Все районные мусульманские комитеты имели такую же структуру и в своих действиях в целом руководствовались указаниями Симферопольского комитета.
Несмотря на полное подчинение всей деятельности комитетов немецкой оккупационной администрации, лидеры крымско-татарских националистов не оставляли надежды получить более широкие полномочия, вплоть до провозглашения в Крыму татарского государства. В связи с этим ими было предпринято несколько попыток.
Так, в апреле 1942 г. группой руководителей Симферопольского комитета были разработаны новый устав и программа деятельности мусульманских комитетов. При этом были выдвинуты следующие главные требования:
1) создание татарского парламента;
2) создание Татарской национальной армии;
3) создание самостоятельного татарского государства под протекторатом Германии.
Эта программа была подана на рассмотрение Гитлеру, однако он ее не одобрил. Было позволено лишь увеличить вербовку добровольцев-татар в германские вооруженные силы в Крыму и части вспомогательной полиции порядка.
В мае 1943 г., пользуясь изменениями в германской оккупационной политике, один из старейших крымскотатарских националистов А. Озенбашлы написал на имя Гитлера меморандум, в котором изложил программу сотрудничества крымских татар с Германией, основные положения которой сходны с пунктами предыдущей. Однако выполнение подобных требований не входило в планы нацистского руководства, поэтому СД сочла «более благоразумным» не давать ход этому документу. Гитлер о нем так и не узнал.

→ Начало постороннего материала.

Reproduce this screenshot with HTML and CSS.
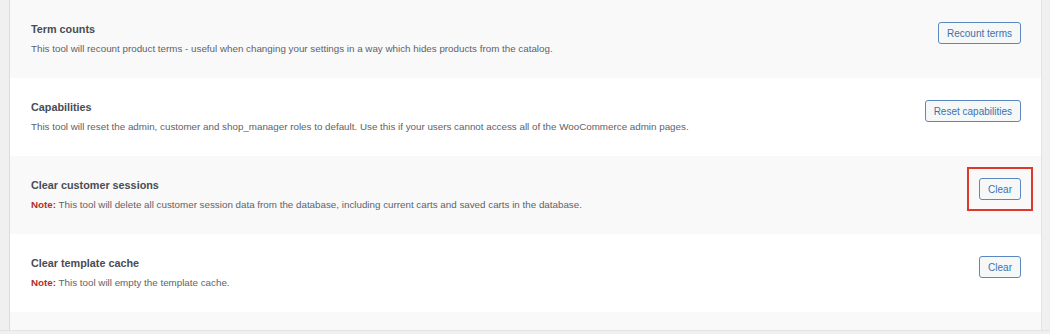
FILE: index.html
```html
<!DOCTYPE html>
<html lang="en">
<head>
  <meta charset="UTF-8">
  <title>Tools</title>
  <link rel="stylesheet" href="styles.css">
</head>
<body>
  <div class="tools-table">
    <div class="tool-row alt">
      <div class="tool-info">
        <div class="tool-title">Term counts</div>
        <div class="tool-desc">This tool will recount product terms - useful when changing your settings in a way which hides products from the catalog.</div>
      </div>
      <button class="tool-button">Recount terms</button>
    </div>

    <div class="tool-row">
      <div class="tool-info">
        <div class="tool-title">Capabilities</div>
        <div class="tool-desc">This tool will reset the admin, customer and shop_manager roles to default. Use this if your users cannot access all of the WooCommerce admin pages.</div>
      </div>
      <button class="tool-button">Reset capabilities</button>
    </div>

    <div class="tool-row alt">
      <div class="tool-info">
        <div class="tool-title">Clear customer sessions</div>
        <div class="tool-desc"><span class="note">Note:</span> This tool will delete all customer session data from the database, including current carts and saved carts in the database.</div>
      </div>
      <div class="highlight">
        <button class="tool-button">Clear</button>
      </div>
    </div>

    <div class="tool-row">
      <div class="tool-info">
        <div class="tool-title">Clear template cache</div>
        <div class="tool-desc"><span class="note">Note:</span> This tool will empty the template cache.</div>
      </div>
      <button class="tool-button">Clear</button>
    </div>

    <div class="tool-row alt partial"></div>
  </div>
  <div class="footer-strip"></div>
</body>
</html>
```

FILE: styles.css
```css
body {
  margin: 0;
  background: #f0f0f1;
  font-family: 'Liberation Sans', Arial, sans-serif;
  overflow: hidden;
}

.tools-table {
  margin: 0 8px 0 9px;
  border-left: 1px solid #dcdcde;
  border-right: 1px solid #e2e2e4;
  background: #fff;
}

.tool-row {
  display: flex;
  justify-content: space-between;
  align-items: flex-start;
  height: 78px;
  box-sizing: border-box;
  padding: 22px 20px 0 21px;
}

.tool-row.alt {
  background: #f9f9f9;
}

.tool-row.partial {
  height: 18px;
  padding: 0;
}

.tool-title {
  font-size: 10.8px;
  font-weight: bold;
  color: #474d54;
  line-height: 15px;
}

.tool-desc {
  margin-top: 4px;
  font-size: 9.8px;
  color: #5d6369;
  line-height: 15px;
}

.note {
  color: #b32d2e;
  font-weight: bold;
}

.tool-button {
  font-family: 'Liberation Sans', Arial, sans-serif;
  font-size: 10px;
  color: #3a72b0;
  background: #f6f7f7;
  border: 1px solid #5b88c2;
  border-radius: 3px;
  height: 22px;
  padding: 0 8px;
  cursor: pointer;
}

.highlight {
  margin: -11px -12px 0 0;
  padding: 9px 10px;
  border: 2px solid #e2372b;
}

.highlight .tool-button {
  display: block;
}

.footer-strip {
  border-top: 1px solid #e4e4e6;
  height: 5px;
}
```
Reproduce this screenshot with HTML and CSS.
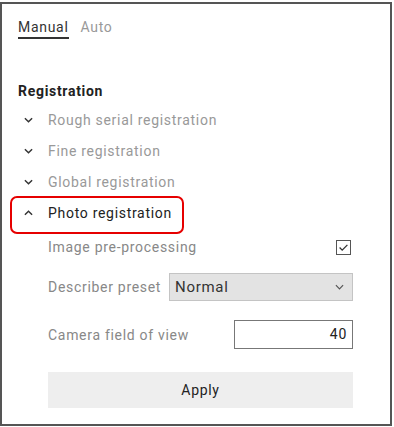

«…Повсюду оккупанты твердо держали власть в своих руках и свирепо подавляли малейшие попытки к обретению… национальной самостоятельности»,[17]- писали американские историки М.Я. Геллер и A.M. Некрич. Поэтому уже к концу 1943 г. почти все мусульманские районные комитеты практически не функционировали. Так, даже Симферопольский комитет состоял фактически только из одного человека — своего председателя Абдурешидова. Хотя, кроме него, в комитете на тот момент числились еще 11 членов, но ни один из них участия в его работе не принимал.